In the advent carol the first step is to long for Christ. O come, O come, Emmanuel, God with us. We long for Him because we have come to understand the difficult reality of our situation. Until we realize that placing our security in anything of this life is fruitless, we will not be able to long for Christ as we ought. We are captives in this exile and we must understand our helplessness and need of a Savior.
I remember Zechariah who was struck dumb during the miraculous pregnancy of his aging and previously barren wife, Elizabeth. Waiting. Yearning for new life as he anticipated the birth of his son, John the Baptist. And ransom captive Israel that mourns in lonely exile here… Our exile. It seems very dark. But we have been given a gift, a promise that our exile will not last forever. We have been given hope. And our hope is a Living Hope for it is Christ himself.
What makes the darkness and the waiting and the pain bearable is that it will come to an end. Zechariah will speak at the end of nine months. A woman in labor will not be in pain forever. Until the Son of God appear… In the darkness of our exile we wait in joyful hope because He is coming. He HAS come. And He IS here.
Rejoice! Rejoice! Emmanuel shall come to thee, O Israel. The redemption of the world has happened in the Incarnation, it is happening in us and in the world, it will be fulfilled and completed.
How can we bear our exile? I don’t pretend to have all the answers. But I think I am learning that the key is hope. With hope we can say with Lady Julian of Norwich, even through our grief…And all shall be well, and all shall be well, and all manner of thing shall be well.
Note that she doesn’t say, “Everything’s OK.” Everything is not ok. She says “All shall be well.” What a difference. All shall be well.
Not because our will has been done, but because Our Lord walks beside us in our suffering and he has conquered death with the power of his Love. This pain, this exile is not the final word. At the moment when the Word became flesh, God himself born as a baby in a cold stable with only his Blessed Mother, St. Joseph, and the angels to celebrate his coming: that is moment of triumph upon which the whole universe spins. That is the truth I am holding on to this dark Advent.
Light of the World, though you have never left us, come again. Have mercy and give us hope.
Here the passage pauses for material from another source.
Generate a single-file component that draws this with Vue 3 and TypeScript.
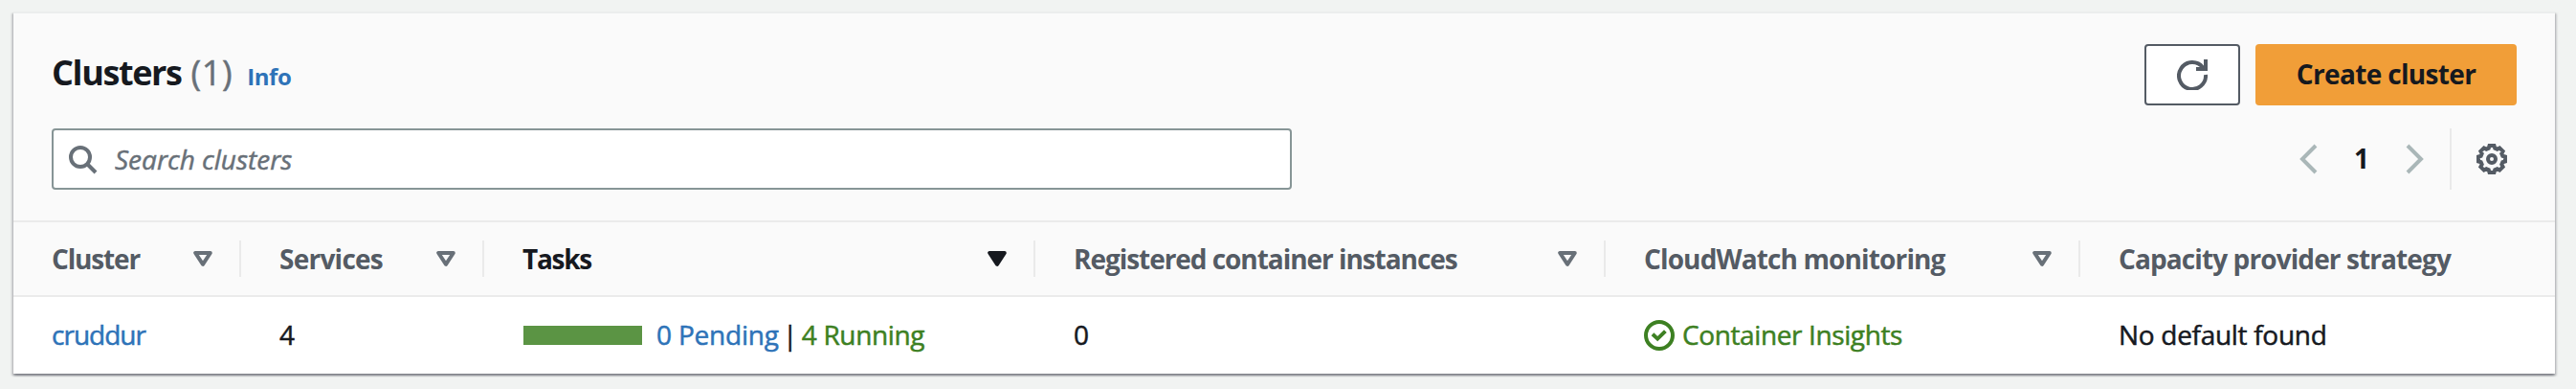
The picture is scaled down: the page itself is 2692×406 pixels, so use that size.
<script setup lang="ts">
interface Column {
  label: string
  width: number
  tracking: number
  sort?: 'none' | 'desc'
}

const columns: Column[] = [
  { label: 'Cluster', width: 238, tracking: -1.15, sort: 'none' },
  { label: 'Services', width: 254, tracking: -0.75, sort: 'none' },
  { label: 'Tasks', width: 576, tracking: -1.3, sort: 'desc' },
  { label: 'Registered container instances', width: 596, tracking: -1.05, sort: 'none' },
  { label: 'CloudWatch monitoring', width: 496, tracking: -0.87, sort: 'none' },
  { label: 'Capacity provider strategy', width: 496, tracking: -0.9 },
]

const gridColumns = columns.map((c) => `${c.width}px`).join(' ')

// Eight-toothed outline centred in a 32px box.
const gearPoints = Array.from({ length: 8 }, (_, i) => i * 45)
  .flatMap((a) => [
    [a - 10, 14.2],
    [a + 10, 14.2],
    [a + 16, 11.8],
    [a + 29, 11.8],
  ])
  .map(([deg, r]) => {
    const t = (deg * Math.PI) / 180
    return `${(16 + r * Math.sin(t)).toFixed(2)},${(16 - r * Math.cos(t)).toFixed(2)}`
  })
  .join(' ')
</script>

<template>
  <main class="page-body">
    <section class="panel">
      <header class="head">
        <div class="title-row">
          <h2 class="title">Clusters</h2>
          <span class="counter">(1)</span>
          <a class="info">Info</a>
          <div class="actions">
            <button class="btn refresh" aria-label="Refresh">
              <svg width="32" height="32" viewBox="0 0 32 32" fill="none" stroke="currentColor" stroke-width="4">
                <path d="M30 16A14 14 0 1 1 27.2 8.6" />
                <path d="M30 0V10H20" />
              </svg>
            </button>
            <button class="btn primary">Create cluster</button>
          </div>
        </div>

        <div class="tools">
          <div class="search">
            <svg width="32" height="32" viewBox="0 0 32 32" fill="none" stroke="currentColor" stroke-width="4">
              <circle cx="14" cy="14" r="10" />
              <path d="M20.5 20.5L30 30" />
            </svg>
            <span class="placeholder">Search clusters</span>
          </div>
          <div class="pager">
            <svg width="20" height="32" viewBox="0 0 20 32" fill="none" stroke="currentColor" stroke-width="4">
              <path d="M18 2L4 16L18 30" />
            </svg>
            <span class="page">1</span>
            <svg width="20" height="32" viewBox="0 0 20 32" fill="none" stroke="currentColor" stroke-width="4">
              <path d="M2 2L16 16L2 30" />
            </svg>
          </div>
          <div class="settings">
            <svg width="32" height="32" viewBox="0 0 32 32" fill="none" stroke="currentColor" stroke-width="4">
              <polygon :points="gearPoints" />
              <circle cx="16" cy="16" r="4" />
            </svg>
          </div>
        </div>
      </header>

      <div class="row header-row" :style="{ gridTemplateColumns: gridColumns }">
        <div v-for="c in columns" :key="c.label" class="th" :class="{ sorted: c.sort === 'desc' }">
          <span class="label" :style="{ letterSpacing: c.tracking + 'px' }">{{ c.label }}</span>
          <svg v-if="c.sort" class="caret" width="20" height="16" viewBox="0 0 20 16" :fill="c.sort === 'desc' ? 'currentColor' : 'none'" stroke="currentColor" stroke-width="4" stroke-linejoin="round">
            <path d="M2.2 2H17.8L10 13.8Z" />
          </svg>
        </div>
      </div>

      <div class="row body-row" :style="{ gridTemplateColumns: gridColumns }">
        <div class="td"><a class="link name">cruddur</a></div>
        <div class="td"><span>4</span></div>
        <div class="td">
          <span class="bar"></span>
          <span class="link pending">0 Pending</span>
          <span class="sep">|</span>
          <span class="ok running">4 Running</span>
        </div>
        <div class="td"><span>0</span></div>
        <div class="td ok">
          <svg width="32" height="32" viewBox="0 0 32 32" fill="none" stroke="currentColor" stroke-width="4">
            <circle cx="16" cy="16" r="14" />
            <path d="M9 14.8L14.2 19.6L22.4 11.6" />
          </svg>
          <span class="insights">Container Insights</span>
        </div>
        <div class="td"><span class="strategy">No default found</span></div>
      </div>
    </section>
  </main>
</template>

<style>
body {
  background: #f1f3f2;
}
</style>

<style scoped>
.page-body {
  box-sizing: border-box;
  height: 406px;
  padding: 12px 22px 16px 14px;
  background: #f1f3f2;
}
.panel {
  box-sizing: border-box;
  height: 378px;
  display: flex;
  flex-direction: column;
  font: 28px/36px 'Open Sans', 'Noto Sans', sans-serif;
  color: #16191f;
  white-space: nowrap;
  border-top: 2px solid #ebeded;
  background: #fff;
  box-shadow:
    0 2px 2px 0 rgba(0, 7, 22, 0.3),
    2px 2px 2px 0 rgba(0, 7, 22, 0.15),
    -2px 2px 2px 0 rgba(0, 7, 22, 0.15);
}
svg {
  display: block;
  flex: none;
}
.head {
  box-sizing: border-box;
  height: 218px;
  padding: 32px 40px 0;
  background: #fafafa;
  border-bottom: 2px solid #ebebeb;
}
.title-row {
  display: flex;
  align-items: baseline;
  height: 64px;
}
.title {
  margin: 0;
  font-size: 36px;
  line-height: 60px;
  font-weight: 700;
  letter-spacing: -1.39px;
}
.counter {
  margin-left: 10px;
  font-size: 36px;
  letter-spacing: 0.65px;
  color: #687078;
  -webkit-text-stroke: 0.5px currentColor;
}
.info {
  margin-left: 15px;
  font-size: 24px;
  font-weight: 700;
  letter-spacing: -0.44px;
  color: #2e73b8;
}
.actions {
  display: flex;
  align-self: flex-start;
  gap: 16px;
  margin-left: auto;
}
.btn {
  box-sizing: border-box;
  display: flex;
  align-items: center;
  justify-content: center;
  height: 64px;
  border-radius: 4px;
  font: inherit;
  font-weight: 700;
}
.refresh {
  width: 100px;
  padding: 0;
  background: #fff;
  border: 2px solid #545b64;
  color: #545b64;
}
.primary {
  width: 273px;
  padding: 0 0 2px;
  border: 0;
  background: #f19e38;
  color: #16191f;
  letter-spacing: -0.66px;
}
.tools {
  display: flex;
  height: 64px;
  margin-top: 24px;
}
.search {
  box-sizing: border-box;
  display: flex;
  align-items: center;
  gap: 18px;
  width: 1296px;
  padding-left: 14px;
  background: #fff;
  border: 2px solid #879596;
  border-radius: 4px;
  color: #687078;
}
.placeholder {
  font-style: italic;
  -webkit-text-stroke: 0.5px currentColor;
}
.pager {
  display: flex;
  align-items: center;
  margin-left: auto;
  color: #aab7b8;
}
.page {
  width: 92px;
  padding-bottom: 2px;
  text-align: center;
  font-weight: 700;
  color: #16191f;
}
.settings {
  box-sizing: border-box;
  display: flex;
  align-items: center;
  width: 70px;
  margin-left: 26px;
  padding-left: 26px;
  border-left: 2px solid #eaeaea;
  color: #545b64;
}
.row {
  display: grid;
}
.header-row {
  height: 76px;
  background: #fafafa;
  border-bottom: 2px solid #ebebeb;
  align-items: center;
}
.th {
  box-sizing: border-box;
  display: flex;
  align-items: center;
  height: 38px;
  padding: 0 28px 0 40px;
  border-right: 2px solid #eaeaea;
  font-weight: 700;
  color: #545b64;
}
.th:last-child {
  border-right: 0;
}
.label {
  padding-bottom: 1px;
}
.caret {
  margin-left: auto;
  color: #687078;
}
.sorted,
.sorted .caret {
  color: #16191f;
}
.body-row {
  height: 80px;
}
.td {
  box-sizing: border-box;
  display: flex;
  align-items: center;
  padding-left: 40px;
  -webkit-text-stroke: 0.5px currentColor;
}
.td > span:not(.bar),
.td > a {
  padding-bottom: 2px;
}
.link {
  color: #2e73b8;
  -webkit-text-stroke-color: #2e73b8;
}
.ok {
  color: #3d8022;
  -webkit-text-stroke-color: #3d8022;
}
.name {
  letter-spacing: -0.99px;
}
.bar {
  width: 124px;
  height: 20px;
  margin: 0 15px 0 1px;
  background: #5b9444;
}
.pending {
  letter-spacing: -0.2px;
}
.sep {
  width: 24px;
  text-align: center;
}
.running {
  letter-spacing: -0.35px;
}
.insights {
  margin-left: 8px;
  letter-spacing: -0.39px;
}
.strategy {
  letter-spacing: -0.3px;
}
</style>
This post is an Advent reflection from our first book, but I wanted to share it with you today. Whether or not you are experiencing a dark Advent this year, I’m sure you know someone who is. I have the Lenaburgs and Baby Felix on my heart this week. Please lift them up in prayer.
Trista says
Thank you for posting this, Haley. It really speaks to my soul in the midst of a really dark advent. The first week of advent, friends of my 5 yo daughter lost their mother. The second week of advent, my husband lost two dear friends in two days. It has made us cry out to God “It’s not suppose to be like this.” But Advent reminds us that Jesus came to redeem it and how very much we need him in the midst of the darkness.
Haley says
So sorry to hear that, Trista. Hugs.
Kristi says
Beautiful perspective on Advent, and the end of your post made me a bit teary. Thanks for posting about Felix’s cause, I know of the Lenaburgs but hadn’t heard about him. Precious little guy!
Haley says
I know. He is so darling. Can’t imagine how hard it would be to not be able to bring him home for months longer. Keep them in your prayers!
Jenna@CallHerHappy says
Very timely for me. I have been praying for hope each day this Advent. It has been my focus this season.
Haley says
For some reason I always forget to pray for important things like hope and joy, but I’m going to make it my new focus to ask for those blessings. Happy Advent, Jenna <3
Adrie | A Little Wife's Happy Life says
Great post, and good reminder. I seem to always forget that hope- it’s like I need God to constantly remind me that all will be well.
Haley says
<3
Molly says
So timely right now…. Mary, Felix, my own little ones who aren’t here. You’re right it’s not the promise that all is right, right now, but the reminder that it will be well in the end.
Haley says
Your family and the sweet little ones you’re missing are definitely on my heart this Advent, dear friend.
LIz Underhay says
Really profound, thank you Haley!
Haley says
Thanks, Liz!
Angela says
Great post! I really enjoy your blog. It is so lovely to see a fun young mom showing her faith and helping others on the path. Merry Christmas!
Haley says
Thanks so much, Angela! I really appreciate that 🙂 Merry Christmas to you!
Rachel says
Thank you for this. I lost a son mid-pregnancy this past summer and the holidays have been difficult. It is good to read something that speaks to my grief, and offers hope without invalidating the suffering.
I’ve always loved that carol too 🙂
Haley says
Oh Rachel, I am so sorry to hear of your loss. I can only imagine the difficulty of facing the holidays. Prayers for your whole family <3
Lori says
Completely unrelated — but since I am procrastinating and doing work at home, and I reading blogs and watching shows on-demand. Came across the reality show The Sisterhood on Lifetime.
Wondering what you think of this show!
Haley says
I haven’t seen it, Lori! What did you think?
Lori says
Still forming an opinion — and honestly, more just listening as I work on my computer and I only really look up and pay attention when it sounds like there’s a lot of drama, but there was a chastity discussion — that reminded me your podcast — these women didn’t differentiate between abstinence and chastity.
Lindsay says
Thank you for this. I’ve been sharing it with family and friends who are struggling right now. It is feeling like a dark Advent in some ways, and I am so grateful for your words. They spoke especially to someone dear to me, and I know they brought some comfort to her, which brings the same to me.